Rocco – do you still engage in Message circles? (I had the impression you were an ex-message believer). If you do, there’s some people who might share your heart that would be interesting for you to talk to. Steeve Brisson in Quebec, Canada and Bob Brooks (who was in Ohio). They are two men who practiced “Caring for the Heart” counselling like I did, and have a real heart for helping people. So for as Message ministers, they were admirable.
I agree.. there is a desperate need for more help. I hope you can find a way to help, if that’s your desire!

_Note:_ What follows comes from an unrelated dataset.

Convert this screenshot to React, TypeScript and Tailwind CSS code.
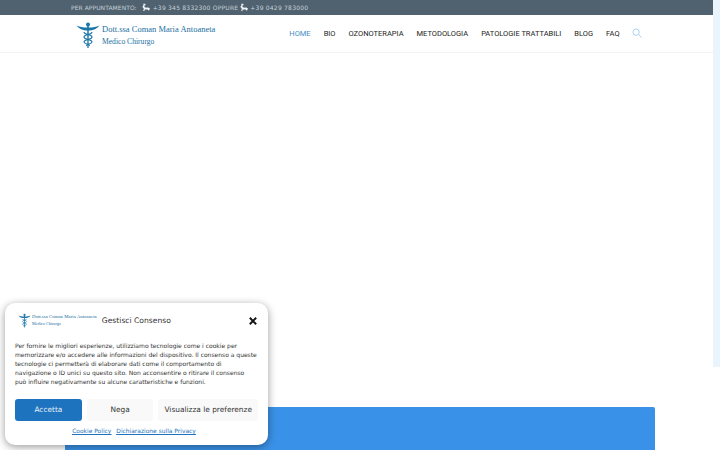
import React from "react";

function Caduceus({ className }: { className: string }) {
  return (
    <svg viewBox="0 0 24 28" className={className} fill="none">
      <path d="M0.5 4.5 C4 6 7 6.5 11 6.5 L13 6.5 C17 6.5 20 6 23.5 4.5 C21 8 17 9.5 13 9.5 L11 9.5 C7 9.5 3 8 0.5 4.5Z" fill="#1b75a8" />
      <circle cx="12" cy="3.5" r="2" fill="#1b75a8" />
      <path d="M11.2 4 L12.8 4 L12.6 27 L11.4 27Z" fill="#1b75a8" />
      <path d="M8 11 C8 14 16 13 16 16 C16 19 8 18 8 21 C8 23 14 23 13.5 25" stroke="#1b75a8" strokeWidth="1.1" />
      <path d="M16 11 C16 14 8 13 8 16 C8 19 16 18 16 21 C16 23 10 23 10.5 25" stroke="#1b75a8" strokeWidth="1.1" />
    </svg>
  );
}

function Phone() {
  return (
    <svg viewBox="0 0 10 10" className="w-[8px] h-[9px] shrink-0" fill="#f1f4f7">
      <path d="M2 0 L4.5 0.5 L4 2.5 L2.8 2.6 L3.4 4.6 L6.5 5.4 L7.4 4.6 L10 6.4 L8.6 9 L7 7.6 L3.4 7.4 L2.8 9.8 L1.4 9 L2.4 6.8 L0.4 4.2 L1.4 3.2Z" />
    </svg>
  );
}

const nav = ["BIO", "OZONOTERAPIA", "METODOLOGIA", "PATOLOGIE TRATTABILI", "BLOG", "FAQ"];

export default function App() {
  return (
    <div className="relative w-[720px] h-[450px] overflow-hidden bg-white flex items-start">
      <div className="w-[713px] h-[450px] flex flex-col shrink-0">
        <div className="h-[15px] shrink-0 bg-[#50626f] flex items-center pl-[71px] text-[6px] tracking-[0.22px] text-[#c5d0d8] font-['DejaVu_Sans',sans-serif] whitespace-nowrap">
          <span className="mr-[5px] tracking-[0.05px]">PER APPUNTAMENTO:</span>
          <Phone />
          <span className="ml-[3px] mr-[2px]">+39 345 8332300 OPPURE</span>
          <Phone />
          <span className="ml-[2px]">+39 0429 783000</span>
        </div>
        <div className="h-[38px] shrink-0 border-b border-[#f3f3f3] flex items-center pl-[76px]">
          <Caduceus className="w-[24px] h-[28px] mt-[2px]" />
          <div className="ml-[2px] mt-[4px] font-['Liberation_Serif',serif] text-[#1b6f9f] leading-none whitespace-nowrap">
            <div className="text-[8.5px]">Dott.ssa Coman Maria Antoaneta</div>
            <div className="text-[7.6px] mt-[4px]">Medico Chirurgo</div>
          </div>
          <nav className="ml-[74px] flex items-center gap-[13px] font-['Roboto',sans-serif] text-[7.5px] text-[#222222] whitespace-nowrap">
            <a className="text-[#3f8fc4]">HOME</a>
            {nav.map((n) => (
              <a key={n}>{n}</a>
            ))}
            <svg viewBox="0 0 12 12" className="w-[10px] h-[10px] -mt-[2px] -ml-[1px]" fill="none" stroke="#a8d4f2" strokeWidth="1.2">
              <circle cx="5" cy="5" r="3.8" />
              <path d="M8 8 L11.5 11.5" />
            </svg>
          </nav>
        </div>
        <div className="mt-[354px] ml-[65px] w-[590px] h-[60px] shrink-0 bg-[#3a92e8] rounded-[2px]" />
      </div>
      <div className="w-[7px] h-[367px] bg-[#e9f4fc]" />

      <div className="absolute left-[5px] top-[303px] w-[263px] h-[142px] bg-white rounded-[10px] shadow-[0_2px_8px_rgba(0,0,0,0.4)] px-[10px] font-['DejaVu_Sans',sans-serif]">
        <div className="flex items-center h-[34px] pl-[3px] pt-[1px]">
          <Caduceus className="w-[13px] h-[15px]" />
          <div className="ml-[1px] font-['Liberation_Serif',serif] text-[#1b6f9f] leading-none whitespace-nowrap">
            <div className="text-[4.87px]">Dott.ssa Coman Maria Antoaneta</div>
            <div className="text-[4.2px] mt-[2px]">Medico Chirurgo</div>
          </div>
          <span className="ml-[5px] text-[7.6px] text-[#333333]">Gestisci Consenso</span>
          <svg viewBox="0 0 10 10" className="ml-auto mr-[1px] w-[8px] h-[8px]" stroke="#111111" strokeWidth="2.4">
            <path d="M1 1 L9 9 M9 1 L1 9" />
          </svg>
        </div>
        <p className="mt-[4px] text-[6px] leading-[9px] text-[#333333] whitespace-nowrap">
          Per fornire le migliori esperienze, utilizziamo tecnologie come i cookie per<br />
          memorizzare e/o accedere alle informazioni del dispositivo. Il consenso a queste<br />
          tecnologie ci permetterà di elaborare dati come il comportamento di<br />
          navigazione o ID unici su questo sito. Non acconsentire o ritirare il consenso<br />
          può influire negativamente su alcune caratteristiche e funzioni.
        </p>
        <div className="mt-[13px] flex gap-[5px] text-[7.4px]">
          <button className="w-[67px] h-[22px] rounded-[3px] bg-[#1e73be] text-[#e8f1f8]">Accetta</button>
          <button className="w-[67px] h-[22px] rounded-[3px] bg-[#f9f9f9] text-[#333333]">Nega</button>
          <button className="w-[100px] h-[22px] rounded-[3px] bg-[#f9f9f9] text-[#333333] whitespace-nowrap">Visualizza le preferenze</button>
        </div>
        <div className="mt-[6px] pr-[5px] flex justify-center gap-[5px] text-[5.95px] text-[#1e73be] underline">
          <a>Cookie Policy</a>
          <a>Dichiarazione sulla Privacy</a>
        </div>
      </div>
    </div>
  );
}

Hi John! This is a very delayed response, I apologize! David Kessir is a family member (he’s a 2nd/3rd cousin of mine). Unless he moved churches, he never attended Eugene Brauns (I would be shocked if he did – he was very loyal to the Hildebrandt church). The message is a small world, in a lot of respects; there are a lot of connections from church to church – even over the years, you can usually find people who you know scattered in assemblies across the continent. 😊
Religion in general can be so damaging to people. Jesus stood against the religious authorities in his day and promoted love and grace. I am a Christian simply because I have a relationship with this Teacher of love. I do understand why people get disillusioned with all of it, especially after being in an oppressive religious system. Each person must walk their own journey and live their own story. Thank you for being so candid and honest.
Thank you again, Kathy! I know my wife and I have experienced changes in our views – but in no way has our care, understanding and love for people diminished. I will always have friends who walk different roads – many of whom are Christian. I can appreciate, respect, value and support them as friends, regardless of differences. I encourage you in yours – you and Paul (I typed Jeff at first – but I corrected! Ha!) will forever remain special, and I appreciate your continuing heart for helping people.
I was at Terry’s church for quite a while. After I left, the stories of sexual abuse I could tell you would curl your hair, the weight I felt lift off was incredible.